WHAT TO WORK ON - Reproduce the listing below without changes, except that pictures are left out.

ENTRIES PROVIDED -
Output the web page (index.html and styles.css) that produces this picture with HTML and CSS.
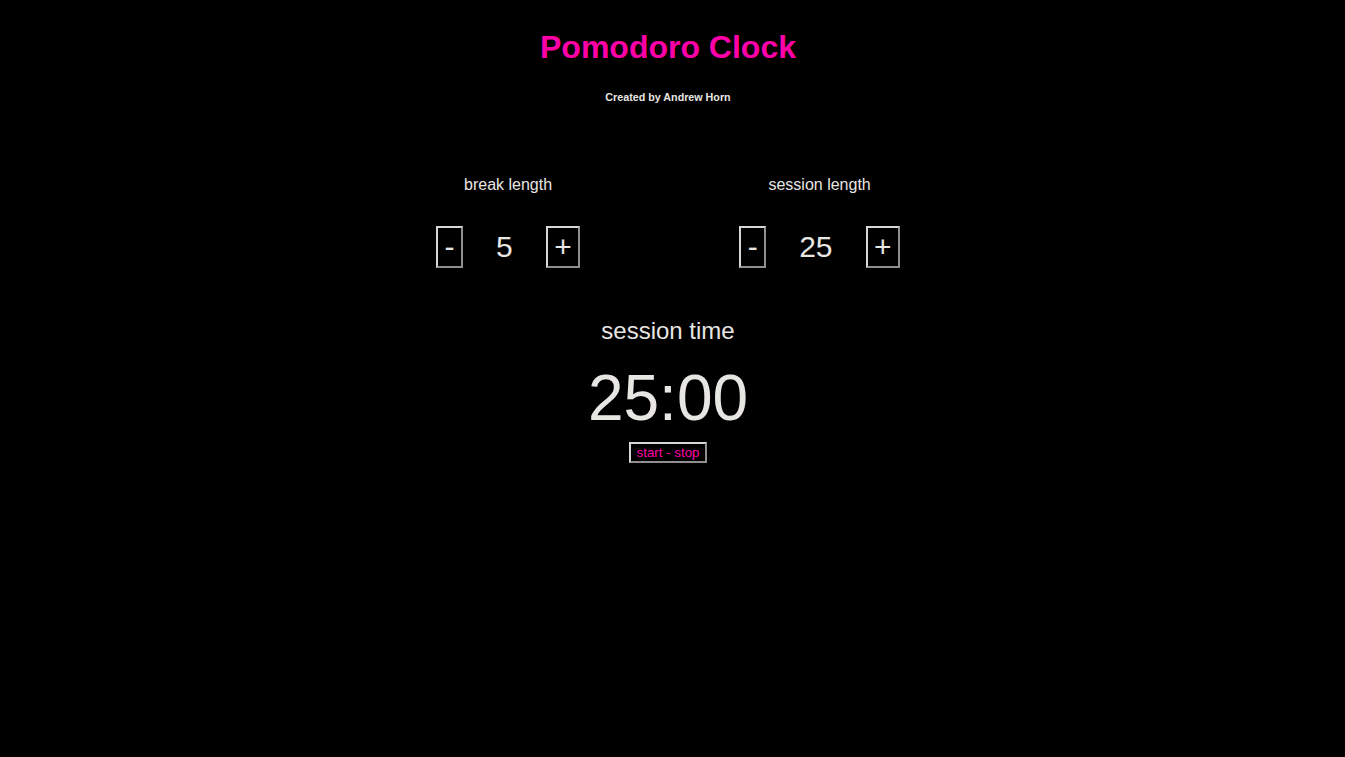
FILE: index.html
```html
<!DOCTYPE html>
<html>
<head>
<meta charset="utf-8">
<title>Pomodoro Clock</title>
<link rel="stylesheet" href="styles.css">
</head>
<body>
<h1 class="title">Pomodoro Clock</h1>
<h6 class="byline">Created by Andrew Horn</h6>
<div class="settings">
  <div class="setting">
    <div class="label">break length</div>
    <div class="controls">
      <button class="btn">-</button>
      <span class="value">5</span>
      <button class="btn">+</button>
    </div>
  </div>
  <div class="setting">
    <div class="label">session length</div>
    <div class="controls">
      <button class="btn">-</button>
      <span class="value">25</span>
      <button class="btn">+</button>
    </div>
  </div>
</div>
<div class="timer">
  <div class="timer-label">session time</div>
  <div class="timer-value">25:00</div>
  <button class="start">start - stop</button>
</div>
</body>
</html>
```
FILE: styles.css
```css
html, body {
  background: #000;
}
body {
  margin: 8px 17px 8px 8px;
  font-family: "Liberation Sans", Arial, sans-serif;
  color: #e8e6e3;
  text-align: center;
}
.title {
  font-size: 32px;
  font-weight: bold;
  color: #ff00a8;
  margin: 21.44px 0;
}
.byline {
  font-size: 10.72px;
  font-weight: bold;
  margin: 25px 0 0;
}
.settings {
  display: flex;
  justify-content: center;
  gap: 159px;
  margin-top: 73px;
}
.setting {
  display: flex;
  flex-direction: column;
  align-items: center;
}
.label {
  font-size: 16px;
  line-height: 18px;
}
.controls {
  display: flex;
  align-items: center;
  margin-top: 32px;
}
.btn {
  font-family: "Liberation Sans", Arial, sans-serif;
  font-size: 30px;
  line-height: 34px;
  padding: 2px 6.5px;
  background: #000;
  color: #e8e6e3;
  border: 2px solid;
  border-color: #d6d6d6 #8f8f8f #8f8f8f #d6d6d6;
  margin: 0;
}
.value {
  font-size: 30px;
  line-height: 34px;
  padding: 0 33px;
}
.timer {
  display: flex;
  flex-direction: column;
  align-items: center;
  margin-top: 49px;
}
.timer-label {
  font-size: 24px;
  line-height: 28px;
}
.timer-value {
  font-size: 64px;
  line-height: 74px;
  margin-top: 16px;
}
.start {
  font-family: "Liberation Sans", Arial, sans-serif;
  font-size: 13.33px;
  line-height: 15px;
  padding: 1px 6px;
  background: #000;
  color: #ff00a8;
  border: 2px solid;
  border-color: #d6d6d6 #8f8f8f #8f8f8f #d6d6d6;
  margin-top: 7px;
}
```
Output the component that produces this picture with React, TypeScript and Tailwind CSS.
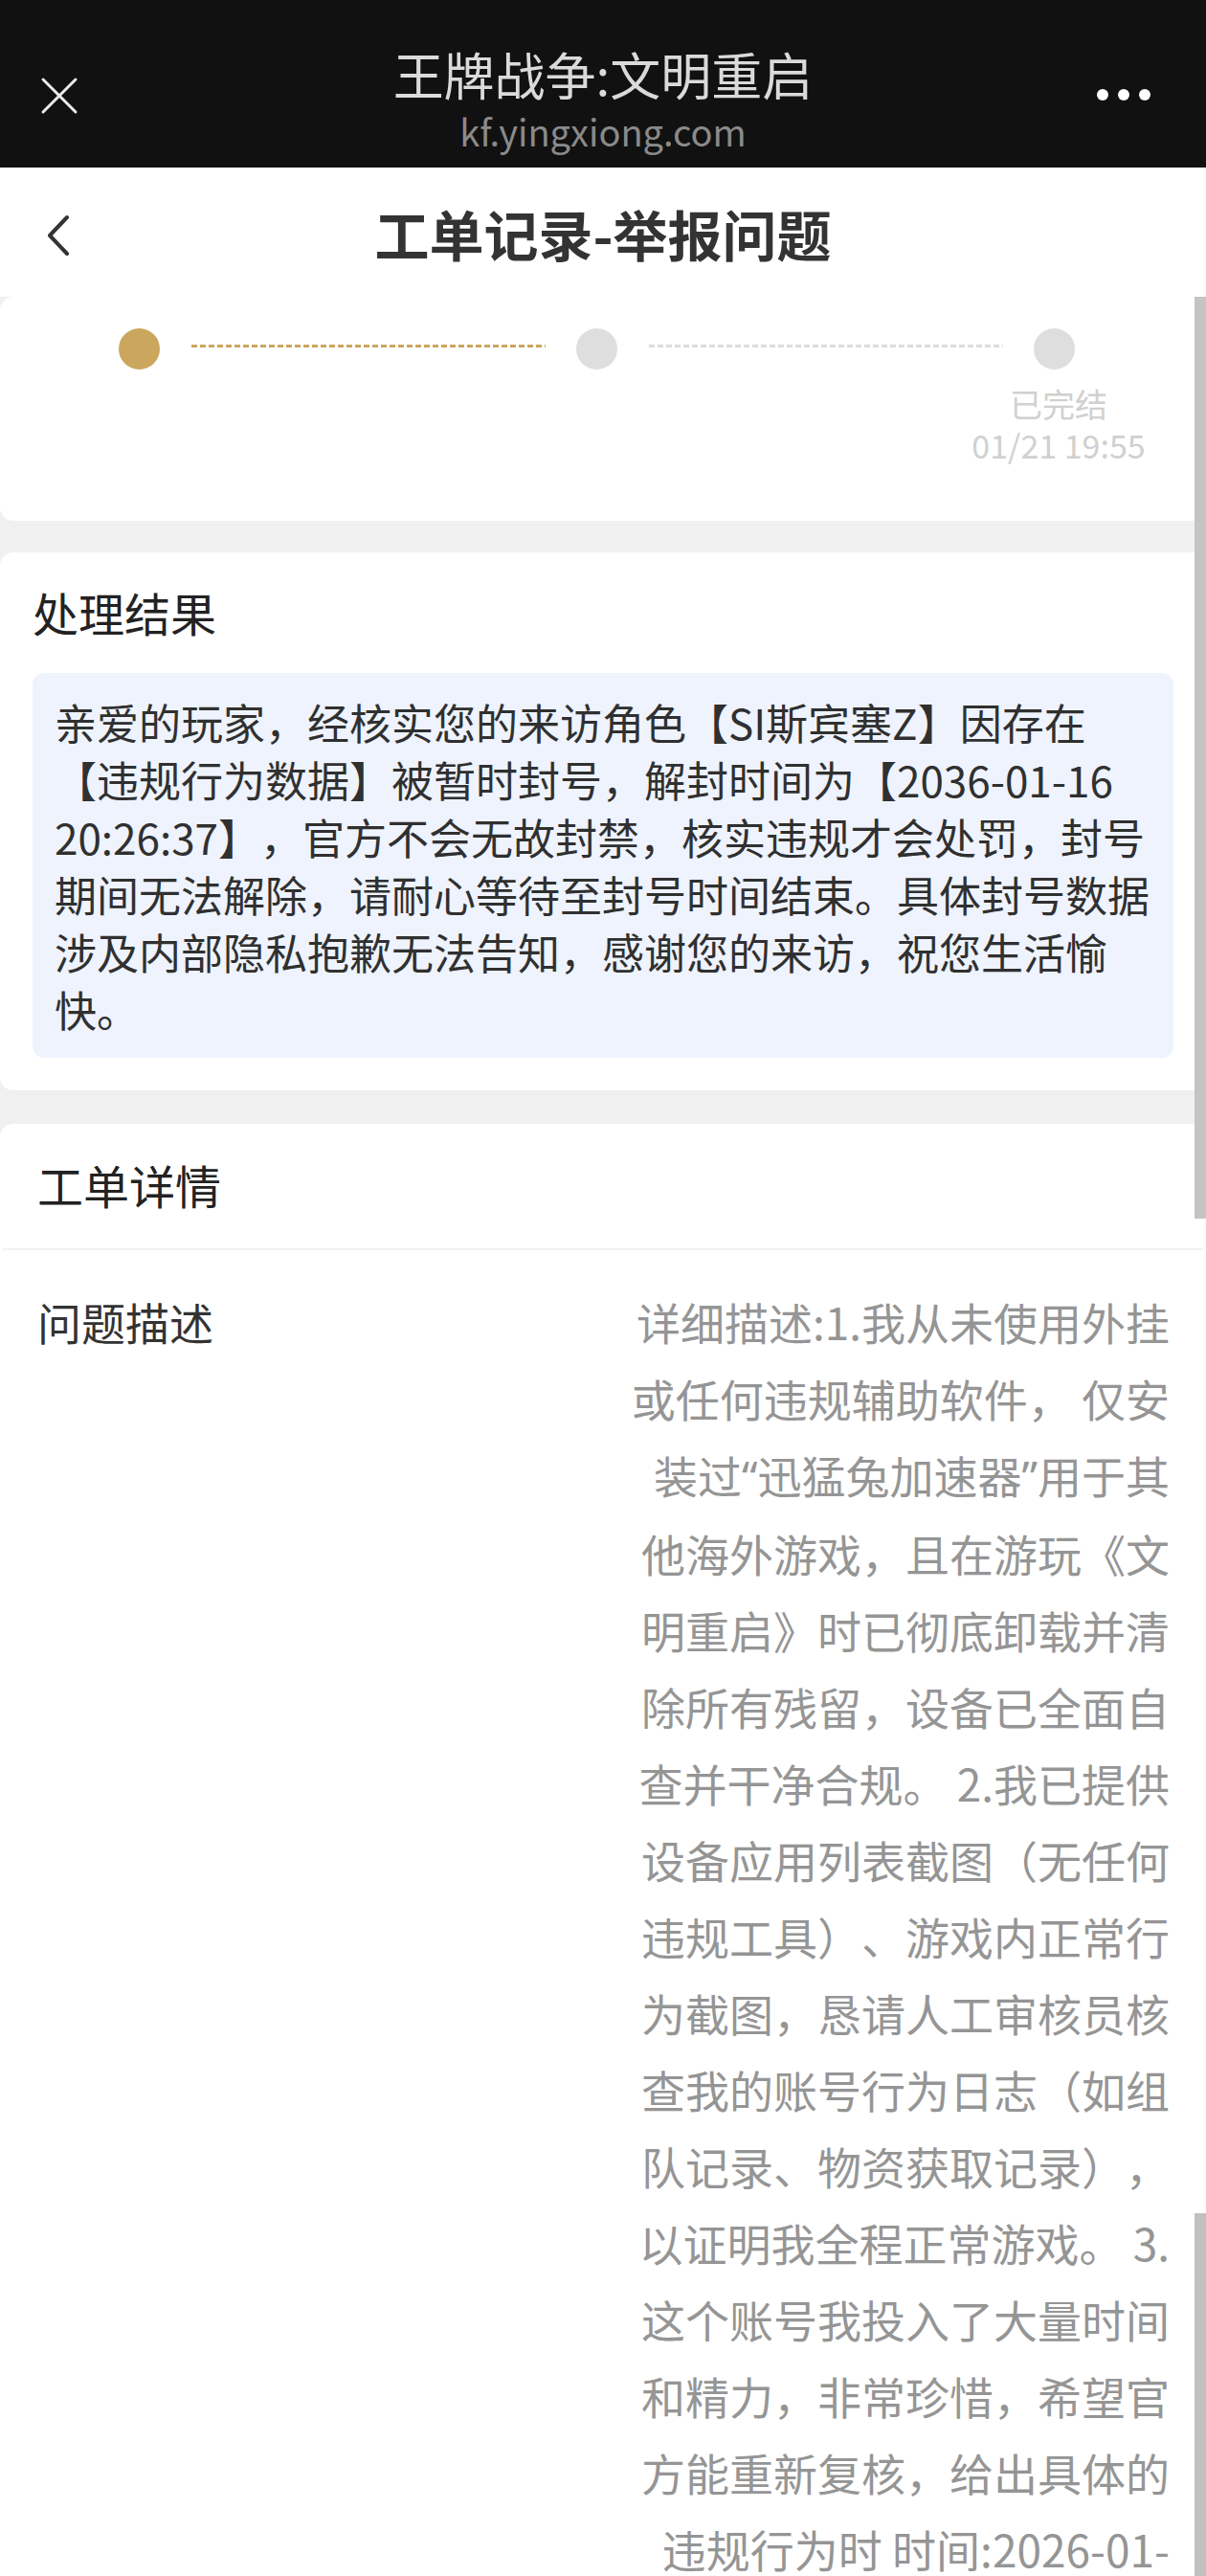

EXERCISE ANSWER -
Output the web page (index.html and styles.css) that produces this picture with HTML and CSS.
FILE: index.html
```html
<!DOCTYPE html>
<html>
<head>
<meta charset="utf-8">
<title>Pomodoro Clock</title>
<link rel="stylesheet" href="styles.css">
</head>
<body>
<h1 class="title">Pomodoro Clock</h1>
<h6 class="byline">Created by Andrew Horn</h6>
<div class="settings">
  <div class="setting">
    <div class="label">break length</div>
    <div class="controls">
      <button class="btn">-</button>
      <span class="value">5</span>
      <button class="btn">+</button>
    </div>
  </div>
  <div class="setting">
    <div class="label">session length</div>
    <div class="controls">
      <button class="btn">-</button>
      <span class="value">25</span>
      <button class="btn">+</button>
    </div>
  </div>
</div>
<div class="timer">
  <div class="timer-label">session time</div>
  <div class="timer-value">25:00</div>
  <button class="start">start - stop</button>
</div>
</body>
</html>
```
FILE: styles.css
```css
html, body {
  background: #000;
}
body {
  margin: 8px 17px 8px 8px;
  font-family: "Liberation Sans", Arial, sans-serif;
  color: #e8e6e3;
  text-align: center;
}
.title {
  font-size: 32px;
  font-weight: bold;
  color: #ff00a8;
  margin: 21.44px 0;
}
.byline {
  font-size: 10.72px;
  font-weight: bold;
  margin: 25px 0 0;
}
.settings {
  display: flex;
  justify-content: center;
  gap: 159px;
  margin-top: 73px;
}
.setting {
  display: flex;
  flex-direction: column;
  align-items: center;
}
.label {
  font-size: 16px;
  line-height: 18px;
}
.controls {
  display: flex;
  align-items: center;
  margin-top: 32px;
}
.btn {
  font-family: "Liberation Sans", Arial, sans-serif;
  font-size: 30px;
  line-height: 34px;
  padding: 2px 6.5px;
  background: #000;
  color: #e8e6e3;
  border: 2px solid;
  border-color: #d6d6d6 #8f8f8f #8f8f8f #d6d6d6;
  margin: 0;
}
.value {
  font-size: 30px;
  line-height: 34px;
  padding: 0 33px;
}
.timer {
  display: flex;
  flex-direction: column;
  align-items: center;
  margin-top: 49px;
}
.timer-label {
  font-size: 24px;
  line-height: 28px;
}
.timer-value {
  font-size: 64px;
  line-height: 74px;
  margin-top: 16px;
}
.start {
  font-family: "Liberation Sans", Arial, sans-serif;
  font-size: 13.33px;
  line-height: 15px;
  padding: 1px 6px;
  background: #000;
  color: #ff00a8;
  border: 2px solid;
  border-color: #d6d6d6 #8f8f8f #8f8f8f #d6d6d6;
  margin-top: 7px;
}
```
Output the component that produces this picture with React, TypeScript and Tailwind CSS.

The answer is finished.